The below summary highlights futures positions and changes made by hedge funds across commodities, forex, bonds and stock indices up until last Tuesday, January 19. A relatively quiet week where the market focused on a continued rise in Covid-related lockdowns and the beginning of the US earnings season. The reflation trade focus meanwhile began to fade with Republicans pushing back against President Biden’s $1.9 trillion Covid-19 relief plan.

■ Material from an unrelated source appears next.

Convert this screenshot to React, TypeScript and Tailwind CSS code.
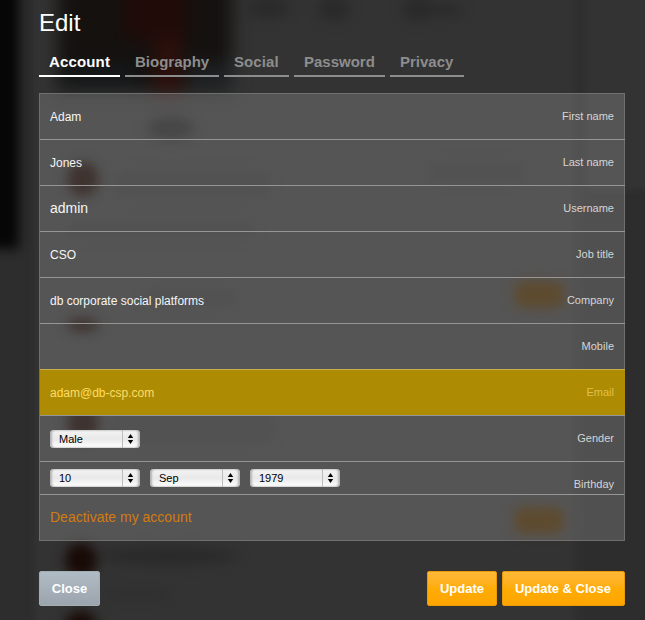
import React from "react";

const tabs = [
  { label: "Account", width: "w-[81px]", spacing: "tracking-[0.15px]" },
  { label: "Biography", width: "w-[94px]", spacing: "" },
  { label: "Social", width: "w-[65px]", spacing: "tracking-[0.1px]" },
  { label: "Password", width: "w-[91px]", spacing: "" },
  { label: "Privacy", width: "w-[74px]", spacing: "" },
];

const fields = [
  { label: "First name", value: "Adam" },
  { label: "Last name", value: "Jones" },
  { label: "Username", value: "admin", large: true },
  { label: "Job title", value: "CSO" },
  { label: "Company", value: "db corporate social platforms" },
  { label: "Mobile", value: "" },
  { label: "Email", value: "adam@db-csp.com", highlight: true },
];

function Select({ value }: { value: string }) {
  return (
    <button
      type="button"
      className="flex h-[18px] w-[90px] items-stretch rounded-[4px] bg-linear-to-b from-[#f4f4f4] via-[#e9e9e9] to-white text-[11px] text-black shadow-[inset_2px_0_2px_#b5b5b5,inset_-2px_0_2px_#b5b5b5,inset_0_0_1px_#999]"
    >
      <span className="flex-1 pl-[9px] text-left leading-[19px]">{value}</span>
      <span className="flex w-[18px] items-center justify-center border-l border-[#bcbcbc]">
        <svg width="7" height="12" viewBox="0 0 7 12" className="mr-[2px]">
          <path d="M3.5 1 6.2 5H.8ZM3.5 11 6.2 7H.8Z" fill="#000" />
        </svg>
      </span>
    </button>
  );
}

// Dimmed, out-of-focus page behind the dialog.
function Backdrop() {
  return (
    <svg className="absolute inset-0" width="645" height="620" viewBox="0 0 645 620" aria-hidden="true">
      <defs>
        <filter id="edge" colorInterpolationFilters="sRGB" filterUnits="userSpaceOnUse" x="-80" y="-80" width="800" height="780">
          <feGaussianBlur stdDeviation="3" />
        </filter>
        <filter id="soft" colorInterpolationFilters="sRGB" filterUnits="userSpaceOnUse" x="-80" y="-80" width="800" height="780">
          <feGaussianBlur stdDeviation="6" />
        </filter>
        <filter id="wide" colorInterpolationFilters="sRGB" filterUnits="userSpaceOnUse" x="-80" y="-80" width="800" height="780">
          <feGaussianBlur stdDeviation="9" />
        </filter>
      </defs>
      <g filter="url(#edge)">
        <rect x="574" y="-30" width="12" height="700" fill="#2f2f2f" />
        <rect x="582" y="190" width="100" height="480" fill="#2d2d2d" />
        <rect x="-40" y="-40" width="74" height="720" fill="#2d2d2d" />
      </g>
      <g filter="url(#wide)">
        <rect x="58" y="-50" width="174" height="140" fill="#14110f" />
        <rect x="125" y="-50" width="62" height="90" fill="#200b08" />
        <rect x="155" y="38" width="26" height="56" fill="#2e100b" />
        <rect x="66" y="62" width="70" height="25" fill="#141719" />
        <rect x="188" y="62" width="44" height="25" fill="#1d2123" />
      </g>
      <g filter="url(#soft)">
        <rect x="-60" y="-60" width="79" height="309" fill="#060606" />
        <g fill="#2a2a2a">
          <ellipse cx="268" cy="8" rx="22" ry="10" />
          <ellipse cx="334" cy="9" rx="16" ry="12" />
          <ellipse cx="418" cy="9" rx="16" ry="12" />
          <ellipse cx="446" cy="10" rx="16" ry="6" />
          <ellipse cx="168" cy="556" rx="70" ry="9" />
        </g>
        <ellipse cx="171" cy="128" rx="24" ry="11" fill="#222" />
        <g fill="#2f2f2f">
          <rect x="115" y="172" width="155" height="24" rx="12" />
          <rect x="68" y="224" width="186" height="12" rx="6" />
          <rect x="430" y="164" width="92" height="16" rx="8" />
          <rect x="145" y="290" width="90" height="16" rx="8" />
          <rect x="110" y="414" width="164" height="28" rx="14" />
          <rect x="105" y="589" width="65" height="10" rx="5" />
        </g>
        <g fill="#180a06">
          <ellipse cx="83" cy="179" rx="16" ry="17" />
          <ellipse cx="83" cy="325" rx="16" ry="7" />
          <ellipse cx="83" cy="423" rx="16" ry="17" />
          <ellipse cx="81" cy="560" rx="16" ry="17" />
          <ellipse cx="81" cy="626" rx="16" ry="15" />
        </g>
        <rect x="514" y="281" width="50" height="27" rx="9" fill="#3e2706" />
        <rect x="514" y="507" width="50" height="27" rx="9" fill="#3e2706" />
      </g>
    </svg>
  );
}

const orangeButton =
  "h-[35px] rounded-[2px] border border-[#e99a09] bg-linear-to-b from-[#ffb936] via-[#ffac05] to-[#ffa400] text-[13px] font-bold text-white";

export default function App() {
  return (
    <main className="relative h-[620px] w-[645px] overflow-hidden bg-[#333] font-['Liberation_Sans',Arial,sans-serif]">
      <Backdrop />
      <div className="relative ml-[39px] w-[586px]">
        <h1 className="h-[48px] pt-[9px] text-[24px] leading-[28px] text-white">Edit</h1>
        <nav className="flex gap-[5px]">
          {tabs.map((tab, i) => (
            <a
              key={tab.label}
              className={`h-[29px] border-b-2 pt-[5px] pl-[10px] text-[15px] leading-[18px] font-bold ${tab.width} ${tab.spacing} ${
                i === 0 ? "border-white text-white" : "border-[#8d8d8d] text-[#8d8d8d]"
              }`}
            >
              {tab.label}
            </a>
          ))}
        </nav>

        <form className="mt-4 border border-[#6f6f6f] bg-white/[0.17]">
          {fields.map((f) => (
            <div
              key={f.label}
              className={`-mr-px flex items-center justify-between border-b border-b-[#969696] pr-[11px] pl-[10px] ${
                f.highlight
                  ? "-mt-px h-[47px] border-t border-t-[#c9ad45] bg-[#ad8c03] text-[#ffdc66]"
                  : "h-[46px] text-[#f5f5f5]"
              }`}
            >
              <span className={f.large ? "text-[14px]" : "text-[12px]"}>{f.value}</span>
              <span className={`text-[11px] ${f.highlight ? "text-[#e2bf4c]" : "text-[#d5d5d5]"}`}>
                {f.label}
              </span>
            </div>
          ))}
          <div className="flex h-[46px] items-center justify-between border-b border-[#969696] px-[10px]">
            <Select value="Male" />
            <span className="text-[11px] text-[#d5d5d5]">Gender</span>
          </div>
          <div className="flex h-[33px] items-start justify-between border-b border-[#969696] px-[10px]">
            <div className="flex gap-[10px] pt-[7px]">
              <Select value="10" />
              <Select value="Sep" />
              <Select value="1979" />
            </div>
            <span className="pt-[14px] text-[11px] leading-[17px] text-[#d5d5d5]">Birthday</span>
          </div>
          <div className="flex h-[45px] items-center px-[10px]">
            <a className="text-[14px] text-[#d27c10]">Deactivate my account</a>
          </div>
        </form>

        <div className="mt-[30px] flex gap-[5px]">
          <button className="mr-auto h-[35px] w-[61px] rounded-[2px] border border-[#a3adb4] bg-linear-to-b from-[#b0bcc5] to-[#9ca4ae] text-[13px] font-bold text-white">
            Close
          </button>
          <button className={`w-[70px] ${orangeButton}`}>Update</button>
          <button className={`w-[123px] pr-px ${orangeButton}`}>Update &amp; Close</button>
        </div>
      </div>
    </main>
  );
}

While the Nasdaq pushed higher, the S&P 500 and global stocks in general traded unchanged while the dollar stayed bid after Yellen’s comment that the new administration is not seeking a weaker dollar. US 10-year bond yields ticked lower by four basis points as real yields slumped back below minus 1%. The Bloomberg Commodity Index traded lower for a second week, thereby attracting another week of mild profit taking.
Commodities
Speculators made another albeit small reduction in bullish bets on 24 major commodity futures contracts. Overall the Bloomberg Commodity Index traded lower by 0.7% with losses in crude oil, natural gas and not least the soybean complex being partly offset by gains in platinum, corn and the soft contracts of sugar, cocoa and coffee. Overall the net-long was cut by 1% to 2.5 million lots, still near record levels, with the biggest reductions seen in soybeans, corn and natural gas while buying supported fuel products (gas oil & diesel), wheat and coffee.